## WORK INSTRUCTIONS
Repeat every line of the listing below exactly, minus the pictures.

— BEGIN —

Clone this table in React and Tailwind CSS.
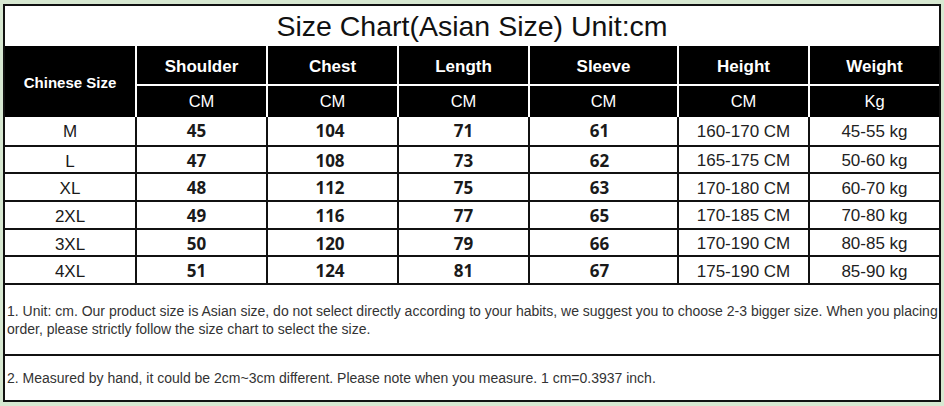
import React from "react";

const cols = "grid-cols-[130px_131px_131px_131px_149px_131px_131px]";

const heads = ["Shoulder", "Chest", "Length", "Sleeve", "Height", "Weight"];
const units = ["CM", "CM", "CM", "CM", "CM", "Kg"];

const rows = [
  ["M", "45", "104", "71", "61", "160-170 CM", "45-55 kg"],
  ["L", "47", "108", "73", "62", "165-175 CM", "50-60 kg"],
  ["XL", "48", "112", "75", "63", "170-180 CM", "60-70 kg"],
  ["2XL", "49", "116", "77", "65", "170-185 CM", "70-80 kg"],
  ["3XL", "50", "120", "79", "66", "170-190 CM", "80-85 kg"],
  ["4XL", "51", "124", "81", "67", "175-190 CM", "85-90 kg"],
];

const numPad = ["pr-[10px]", "pr-[5px]", "", "pr-[8px]"];

export default function App() {
  return (
    <div
      className="w-[944px] h-[406px] bg-[#d7e8d1] pt-[4px] pl-[3px]"
      style={{ fontFamily: '"Liberation Sans", Arial, sans-serif' }}
    >
      <div className="w-[938px] h-[398px] border-2 border-[#111] bg-white flex flex-col">
        {/* title */}
        <div className="h-[40px] flex items-center justify-center text-[28.5px] text-[#111] leading-none pt-[1px]">
          Size Chart(Asian Size) Unit:cm
        </div>

        {/* header */}
        <div className={`grid ${cols} grid-rows-[38px_33px] bg-black text-white h-[71px]`}>
          <div className="row-span-2 flex items-center justify-center font-bold text-[15px] pt-[3px]">
            Chinese Size
          </div>
          {heads.map((h) => (
            <div
              key={h}
              className="border-l-2 border-white flex items-center justify-center font-bold text-[17px] pt-[4px]"
            >
              {h}
            </div>
          ))}
          {units.map((u, i) => (
            <div
              key={i}
              className="border-l-2 border-t-2 border-white flex items-center justify-center text-[16.5px]"
            >
              {u}
            </div>
          ))}
        </div>

        {/* data */}
        <div className="grid grid-rows-6 h-[166px]">
          {rows.map((r, ri) => (
            <div
              key={ri}
              className={`grid ${cols} ${ri > 0 ? "border-t-2" : ""} border-[#111]`}
            >
              {r.map((c, ci) => {
                let cls = "flex items-center justify-center text-[#1a1a1a]";
                if (ci > 0) cls += " border-l-2 border-[#111]";
                if (ci === 0) cls += " text-[17px] pt-[2px]";
                else if (ci <= 4)
                  cls += " font-bold text-[17px] " + numPad[ci - 1];
                else cls += " text-[17px] text-[#222] pt-[1px]";
                return (
                  <div
                    key={ci}
                    className={cls}
                    style={
                      ci >= 1 && ci <= 4
                        ? { fontFamily: '"Open Sans", sans-serif' }
                        : undefined
                    }
                  >
                    {c}
                  </div>
                );
              })}
            </div>
          ))}
        </div>

        {/* notes */}
        <div className="h-[71px] border-t-2 border-[#111] pt-[17px] pl-[2px] pr-[1px] text-[14px] leading-[18px] text-[#333]">
          1. Unit: cm. Our product size is Asian size, do not select directly according to your habits, we suggest you to choose 2-3 bigger size. When you placing order, please strictly follow the size chart to select the size.
        </div>
        <div className="flex-1 border-t-2 border-[#111] flex items-center pl-[2px] text-[14px] text-[#333]">
          2. Measured by hand, it could be 2cm~3cm different. Please note when you measure. 1 cm=0.3937 inch.
        </div>
      </div>
    </div>
  );
}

— END —

## EXERCISE ANSWER
Clone this table in React and Tailwind CSS.
import React from "react";

const cols = "grid-cols-[130px_131px_131px_131px_149px_131px_131px]";

const heads = ["Shoulder", "Chest", "Length", "Sleeve", "Height", "Weight"];
const units = ["CM", "CM", "CM", "CM", "CM", "Kg"];

const rows = [
  ["M", "45", "104", "71", "61", "160-170 CM", "45-55 kg"],
  ["L", "47", "108", "73", "62", "165-175 CM", "50-60 kg"],
  ["XL", "48", "112", "75", "63", "170-180 CM", "60-70 kg"],
  ["2XL", "49", "116", "77", "65", "170-185 CM", "70-80 kg"],
  ["3XL", "50", "120", "79", "66", "170-190 CM", "80-85 kg"],
  ["4XL", "51", "124", "81", "67", "175-190 CM", "85-90 kg"],
];

const numPad = ["pr-[10px]", "pr-[5px]", "", "pr-[8px]"];

export default function App() {
  return (
    <div
      className="w-[944px] h-[406px] bg-[#d7e8d1] pt-[4px] pl-[3px]"
      style={{ fontFamily: '"Liberation Sans", Arial, sans-serif' }}
    >
      <div className="w-[938px] h-[398px] border-2 border-[#111] bg-white flex flex-col">
        {/* title */}
        <div className="h-[40px] flex items-center justify-center text-[28.5px] text-[#111] leading-none pt-[1px]">
          Size Chart(Asian Size) Unit:cm
        </div>

        {/* header */}
        <div className={`grid ${cols} grid-rows-[38px_33px] bg-black text-white h-[71px]`}>
          <div className="row-span-2 flex items-center justify-center font-bold text-[15px] pt-[3px]">
            Chinese Size
          </div>
          {heads.map((h) => (
            <div
              key={h}
              className="border-l-2 border-white flex items-center justify-center font-bold text-[17px] pt-[4px]"
            >
              {h}
            </div>
          ))}
          {units.map((u, i) => (
            <div
              key={i}
              className="border-l-2 border-t-2 border-white flex items-center justify-center text-[16.5px]"
            >
              {u}
            </div>
          ))}
        </div>

        {/* data */}
        <div className="grid grid-rows-6 h-[166px]">
          {rows.map((r, ri) => (
            <div
              key={ri}
              className={`grid ${cols} ${ri > 0 ? "border-t-2" : ""} border-[#111]`}
            >
              {r.map((c, ci) => {
                let cls = "flex items-center justify-center text-[#1a1a1a]";
                if (ci > 0) cls += " border-l-2 border-[#111]";
                if (ci === 0) cls += " text-[17px] pt-[2px]";
                else if (ci <= 4)
                  cls += " font-bold text-[17px] " + numPad[ci - 1];
                else cls += " text-[17px] text-[#222] pt-[1px]";
                return (
                  <div
                    key={ci}
                    className={cls}
                    style={
                      ci >= 1 && ci <= 4
                        ? { fontFamily: '"Open Sans", sans-serif' }
                        : undefined
                    }
                  >
                    {c}
                  </div>
                );
              })}
            </div>
          ))}
        </div>

        {/* notes */}
        <div className="h-[71px] border-t-2 border-[#111] pt-[17px] pl-[2px] pr-[1px] text-[14px] leading-[18px] text-[#333]">
          1. Unit: cm. Our product size is Asian size, do not select directly according to your habits, we suggest you to choose 2-3 bigger size. When you placing order, please strictly follow the size chart to select the size.
        </div>
        <div className="flex-1 border-t-2 border-[#111] flex items-center pl-[2px] text-[14px] text-[#333]">
          2. Measured by hand, it could be 2cm~3cm different. Please note when you measure. 1 cm=0.3937 inch.
        </div>
      </div>
    </div>
  );
}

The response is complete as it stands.